## Stated problem
Go through the listing and set it down exactly, leaving out its pictures.

## Available data
□ □ □ □ □ □ □

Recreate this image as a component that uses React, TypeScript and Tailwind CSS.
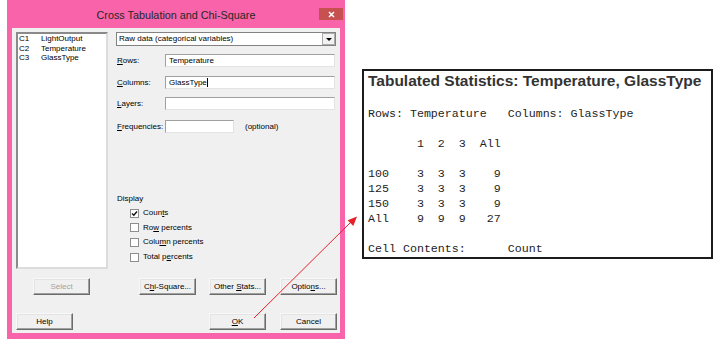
import type { ReactNode } from "react";

const sans = "font-['Liberation_Sans',Arial,sans-serif]";

function Btn({
  children,
  className = "",
  disabled = false,
}: {
  children: ReactNode;
  className?: string;
  disabled?: boolean;
}) {
  return (
    <div
      className={`h-[17px] w-[57px] flex items-center justify-center bg-[#f0f0f0] border border-t-[#f8f8f8] border-l-[#f8f8f8] border-r-[#6b6b6b] border-b-[#6b6b6b] shadow-[inset_-1px_-1px_0_#a0a0a0,inset_1px_1px_0_#e3e3e3] ${
        disabled ? "text-[#a3a3a3]" : "text-black"
      } ${className}`}
    >
      <span className="whitespace-pre">{children}</span>
    </div>
  );
}

function Input({ value, caret = false, className = "" }: { value?: string; caret?: boolean; className?: string }) {
  return (
    <div
      className={`h-[13px] bg-white border border-t-[#a0a0a0] border-l-[#a0a0a0] border-r-[#e3e3e3] border-b-[#e3e3e3] flex items-center pl-[3px] ${className}`}
    >
      {value}
      {caret && <span className="w-px h-[9px] bg-black" />}
    </div>
  );
}

function Field({ label, value, caret }: { label: ReactNode; value?: string; caret?: boolean }) {
  return (
    <div className="flex items-center">
      <div className="w-[49px] pl-[1px]">{label}</div>
      <Input value={value} caret={caret} className="w-[170px]" />
    </div>
  );
}

function Check({ checked = false, children }: { checked?: boolean; children: ReactNode }) {
  return (
    <div className="flex items-center h-[10px] pl-[14px]">
      <div className="w-[9px] h-[9px] bg-white border border-[#8e8e8e] flex items-center justify-center">
        {checked && (
          <svg width="7" height="7" viewBox="0 0 7 7">
            <path d="M1 3.5 L2.8 5.3 L6 1.5" stroke="#111" strokeWidth="1.4" fill="none" />
          </svg>
        )}
      </div>
      <span className="ml-[4px] whitespace-pre">{children}</span>
    </div>
  );
}

const columns = [
  ["C1", "LightOutput"],
  ["C2", "Temperature"],
  ["C3", "GlassType"],
];

const output = [
  "Rows: Temperature   Columns: GlassType",
  "",
  "       1  2  3  All",
  "",
  "100    3  3  3    9",
  "125    3  3  3    9",
  "150    3  3  3    9",
  "All    9  9  9   27",
  "",
  "Cell Contents:      Count",
].join("\n");

export default function App() {
  return (
    <div className={`relative w-[718px] h-[346px] bg-white overflow-hidden flex ${sans}`}>
      {/* dialog window */}
      <div className="ml-[7px] w-[338px] h-[339px] bg-[#f963a9] flex flex-col">
        <div className="h-[28px] grid grid-cols-[26px_1fr_26px]">
          <div />
          <div className="pt-[9px] text-center text-[10.8px] leading-[13px] text-[#262626]">
            Cross Tabulation and Chi-Square
          </div>
          <div className="pt-[8px]">
            <div className="w-[24px] h-[12px] bg-[#c75050] flex items-center justify-center">
              <svg width="7" height="7" viewBox="0 0 7 7">
                <path d="M1 1 L6 6 M6 1 L1 6" stroke="#fff" strokeWidth="1.5" />
              </svg>
            </div>
          </div>
        </div>

        <div className="mx-[5px] h-[305px] bg-[#f0f0f0] flex flex-col pl-[4px] pt-[4px] text-[8px] leading-[10px] text-black">
          <div className="flex">
            <div className="w-[92px] h-[237px] bg-white border-2 border-t-[#8a8a8a] border-l-[#8a8a8a] border-r-[#dcdcdc] border-b-[#dcdcdc] pl-[1px]">
              {columns.map(([c, n]) => (
                <div key={c} className="flex leading-[9.5px]">
                  <span className="w-[22px]">{c}</span>
                  <span>{n}</span>
                </div>
              ))}
            </div>

            <div className="ml-[8px] w-[221px] flex flex-col">
              <div className="w-[220px] h-[14px] bg-white border border-[#828282] flex items-center pl-[2px]">
                <span>Raw data (categorical variables)</span>
                <div className="ml-auto w-[13px] h-[12px] bg-[#f2f2f2] border border-[#ababab] flex items-center justify-center">
                  <div className="w-0 h-0 border-x-[3px] border-x-transparent border-t-[3px] border-t-black" />
                </div>
              </div>

              <div className="mt-[8px]">
                <Field label={<><u>R</u>ows:</>} value="Temperature" />
              </div>
              <div className="mt-[9px]">
                <Field label={<><u>C</u>olumns:</>} value="GlassType" caret />
              </div>
              <div className="mt-[8px]">
                <Field label={<><u>L</u>ayers:</>} />
              </div>
              <div className="mt-[10px] flex items-center">
                <div className="w-[49px] pl-[1px]">
                  <u>F</u>requencies:
                </div>
                <Input className="w-[69px]" />
                <span className="ml-[11px]">(optional)</span>
              </div>

              <div className="mt-[61px] pl-[1px]">Display</div>
              <div className="mt-[4px] flex flex-col gap-[4.7px]">
                <Check checked>
                  Coun<u>t</u>s
                </Check>
                <Check>
                  Ro<u>w</u> percents
                </Check>
                <Check>
                  Colu<u>m</u>n percents
                </Check>
                <Check>
                  Total p<u>e</u>rcents
                </Check>
              </div>
            </div>
          </div>

          <div className="mt-[9px] flex">
            <Btn disabled className="ml-[17px]">
              Select
            </Btn>
            <Btn className="ml-[49px]">
              C<u>h</u>i-Square...
            </Btn>
            <Btn className="ml-[13px]">
              Other <u>S</u>tats...
            </Btn>
            <Btn className="ml-[14px]">
              Optio<u>n</u>s...
            </Btn>
          </div>
          <div className="mt-[18px] flex">
            <Btn>Help</Btn>
            <Btn className="ml-[136px]">
              <u>O</u>K
            </Btn>
            <Btn className="ml-[14px]">Cancel</Btn>
          </div>
        </div>
      </div>

      {/* session output */}
      <div className="ml-[17px] mt-[69px] w-[351px] h-[190px] border-2 border-[#1c1c1c] pl-[4px] pt-[1px]">
        <div className="text-[15.5px] leading-[18px] font-bold text-[#333]">
          Tabulated Statistics: Temperature, GlassType
        </div>
        <pre className="mt-[15.5px] font-['Liberation_Mono','Courier_New',monospace] text-[11.65px] leading-[15px] text-[#1e1e1e]">
          {output}
        </pre>
      </div>

      {/* red pointer arrow */}
      <svg className="absolute inset-0 pointer-events-none" width="718" height="346" viewBox="0 0 718 346">
        <line x1="254" y1="318" x2="351" y2="222" stroke="#e8202a" strokeWidth="1" />
        <polygon points="357,216.5 353.3,226 347.6,220.3" fill="#e8202a" />
      </svg>
    </div>
  );
}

□ □ □ □ □ □ □

## Answer below
Recreate this image as a component that uses React, TypeScript and Tailwind CSS.
import type { ReactNode } from "react";

const sans = "font-['Liberation_Sans',Arial,sans-serif]";

function Btn({
  children,
  className = "",
  disabled = false,
}: {
  children: ReactNode;
  className?: string;
  disabled?: boolean;
}) {
  return (
    <div
      className={`h-[17px] w-[57px] flex items-center justify-center bg-[#f0f0f0] border border-t-[#f8f8f8] border-l-[#f8f8f8] border-r-[#6b6b6b] border-b-[#6b6b6b] shadow-[inset_-1px_-1px_0_#a0a0a0,inset_1px_1px_0_#e3e3e3] ${
        disabled ? "text-[#a3a3a3]" : "text-black"
      } ${className}`}
    >
      <span className="whitespace-pre">{children}</span>
    </div>
  );
}

function Input({ value, caret = false, className = "" }: { value?: string; caret?: boolean; className?: string }) {
  return (
    <div
      className={`h-[13px] bg-white border border-t-[#a0a0a0] border-l-[#a0a0a0] border-r-[#e3e3e3] border-b-[#e3e3e3] flex items-center pl-[3px] ${className}`}
    >
      {value}
      {caret && <span className="w-px h-[9px] bg-black" />}
    </div>
  );
}

function Field({ label, value, caret }: { label: ReactNode; value?: string; caret?: boolean }) {
  return (
    <div className="flex items-center">
      <div className="w-[49px] pl-[1px]">{label}</div>
      <Input value={value} caret={caret} className="w-[170px]" />
    </div>
  );
}

function Check({ checked = false, children }: { checked?: boolean; children: ReactNode }) {
  return (
    <div className="flex items-center h-[10px] pl-[14px]">
      <div className="w-[9px] h-[9px] bg-white border border-[#8e8e8e] flex items-center justify-center">
        {checked && (
          <svg width="7" height="7" viewBox="0 0 7 7">
            <path d="M1 3.5 L2.8 5.3 L6 1.5" stroke="#111" strokeWidth="1.4" fill="none" />
          </svg>
        )}
      </div>
      <span className="ml-[4px] whitespace-pre">{children}</span>
    </div>
  );
}

const columns = [
  ["C1", "LightOutput"],
  ["C2", "Temperature"],
  ["C3", "GlassType"],
];

const output = [
  "Rows: Temperature   Columns: GlassType",
  "",
  "       1  2  3  All",
  "",
  "100    3  3  3    9",
  "125    3  3  3    9",
  "150    3  3  3    9",
  "All    9  9  9   27",
  "",
  "Cell Contents:      Count",
].join("\n");

export default function App() {
  return (
    <div className={`relative w-[718px] h-[346px] bg-white overflow-hidden flex ${sans}`}>
      {/* dialog window */}
      <div className="ml-[7px] w-[338px] h-[339px] bg-[#f963a9] flex flex-col">
        <div className="h-[28px] grid grid-cols-[26px_1fr_26px]">
          <div />
          <div className="pt-[9px] text-center text-[10.8px] leading-[13px] text-[#262626]">
            Cross Tabulation and Chi-Square
          </div>
          <div className="pt-[8px]">
            <div className="w-[24px] h-[12px] bg-[#c75050] flex items-center justify-center">
              <svg width="7" height="7" viewBox="0 0 7 7">
                <path d="M1 1 L6 6 M6 1 L1 6" stroke="#fff" strokeWidth="1.5" />
              </svg>
            </div>
          </div>
        </div>

        <div className="mx-[5px] h-[305px] bg-[#f0f0f0] flex flex-col pl-[4px] pt-[4px] text-[8px] leading-[10px] text-black">
          <div className="flex">
            <div className="w-[92px] h-[237px] bg-white border-2 border-t-[#8a8a8a] border-l-[#8a8a8a] border-r-[#dcdcdc] border-b-[#dcdcdc] pl-[1px]">
              {columns.map(([c, n]) => (
                <div key={c} className="flex leading-[9.5px]">
                  <span className="w-[22px]">{c}</span>
                  <span>{n}</span>
                </div>
              ))}
            </div>

            <div className="ml-[8px] w-[221px] flex flex-col">
              <div className="w-[220px] h-[14px] bg-white border border-[#828282] flex items-center pl-[2px]">
                <span>Raw data (categorical variables)</span>
                <div className="ml-auto w-[13px] h-[12px] bg-[#f2f2f2] border border-[#ababab] flex items-center justify-center">
                  <div className="w-0 h-0 border-x-[3px] border-x-transparent border-t-[3px] border-t-black" />
                </div>
              </div>

              <div className="mt-[8px]">
                <Field label={<><u>R</u>ows:</>} value="Temperature" />
              </div>
              <div className="mt-[9px]">
                <Field label={<><u>C</u>olumns:</>} value="GlassType" caret />
              </div>
              <div className="mt-[8px]">
                <Field label={<><u>L</u>ayers:</>} />
              </div>
              <div className="mt-[10px] flex items-center">
                <div className="w-[49px] pl-[1px]">
                  <u>F</u>requencies:
                </div>
                <Input className="w-[69px]" />
                <span className="ml-[11px]">(optional)</span>
              </div>

              <div className="mt-[61px] pl-[1px]">Display</div>
              <div className="mt-[4px] flex flex-col gap-[4.7px]">
                <Check checked>
                  Coun<u>t</u>s
                </Check>
                <Check>
                  Ro<u>w</u> percents
                </Check>
                <Check>
                  Colu<u>m</u>n percents
                </Check>
                <Check>
                  Total p<u>e</u>rcents
                </Check>
              </div>
            </div>
          </div>

          <div className="mt-[9px] flex">
            <Btn disabled className="ml-[17px]">
              Select
            </Btn>
            <Btn className="ml-[49px]">
              C<u>h</u>i-Square...
            </Btn>
            <Btn className="ml-[13px]">
              Other <u>S</u>tats...
            </Btn>
            <Btn className="ml-[14px]">
              Optio<u>n</u>s...
            </Btn>
          </div>
          <div className="mt-[18px] flex">
            <Btn>Help</Btn>
            <Btn className="ml-[136px]">
              <u>O</u>K
            </Btn>
            <Btn className="ml-[14px]">Cancel</Btn>
          </div>
        </div>
      </div>

      {/* session output */}
      <div className="ml-[17px] mt-[69px] w-[351px] h-[190px] border-2 border-[#1c1c1c] pl-[4px] pt-[1px]">
        <div className="text-[15.5px] leading-[18px] font-bold text-[#333]">
          Tabulated Statistics: Temperature, GlassType
        </div>
        <pre className="mt-[15.5px] font-['Liberation_Mono','Courier_New',monospace] text-[11.65px] leading-[15px] text-[#1e1e1e]">
          {output}
        </pre>
      </div>

      {/* red pointer arrow */}
      <svg className="absolute inset-0 pointer-events-none" width="718" height="346" viewBox="0 0 718 346">
        <line x1="254" y1="318" x2="351" y2="222" stroke="#e8202a" strokeWidth="1" />
        <polygon points="357,216.5 353.3,226 347.6,220.3" fill="#e8202a" />
      </svg>
    </div>
  );
}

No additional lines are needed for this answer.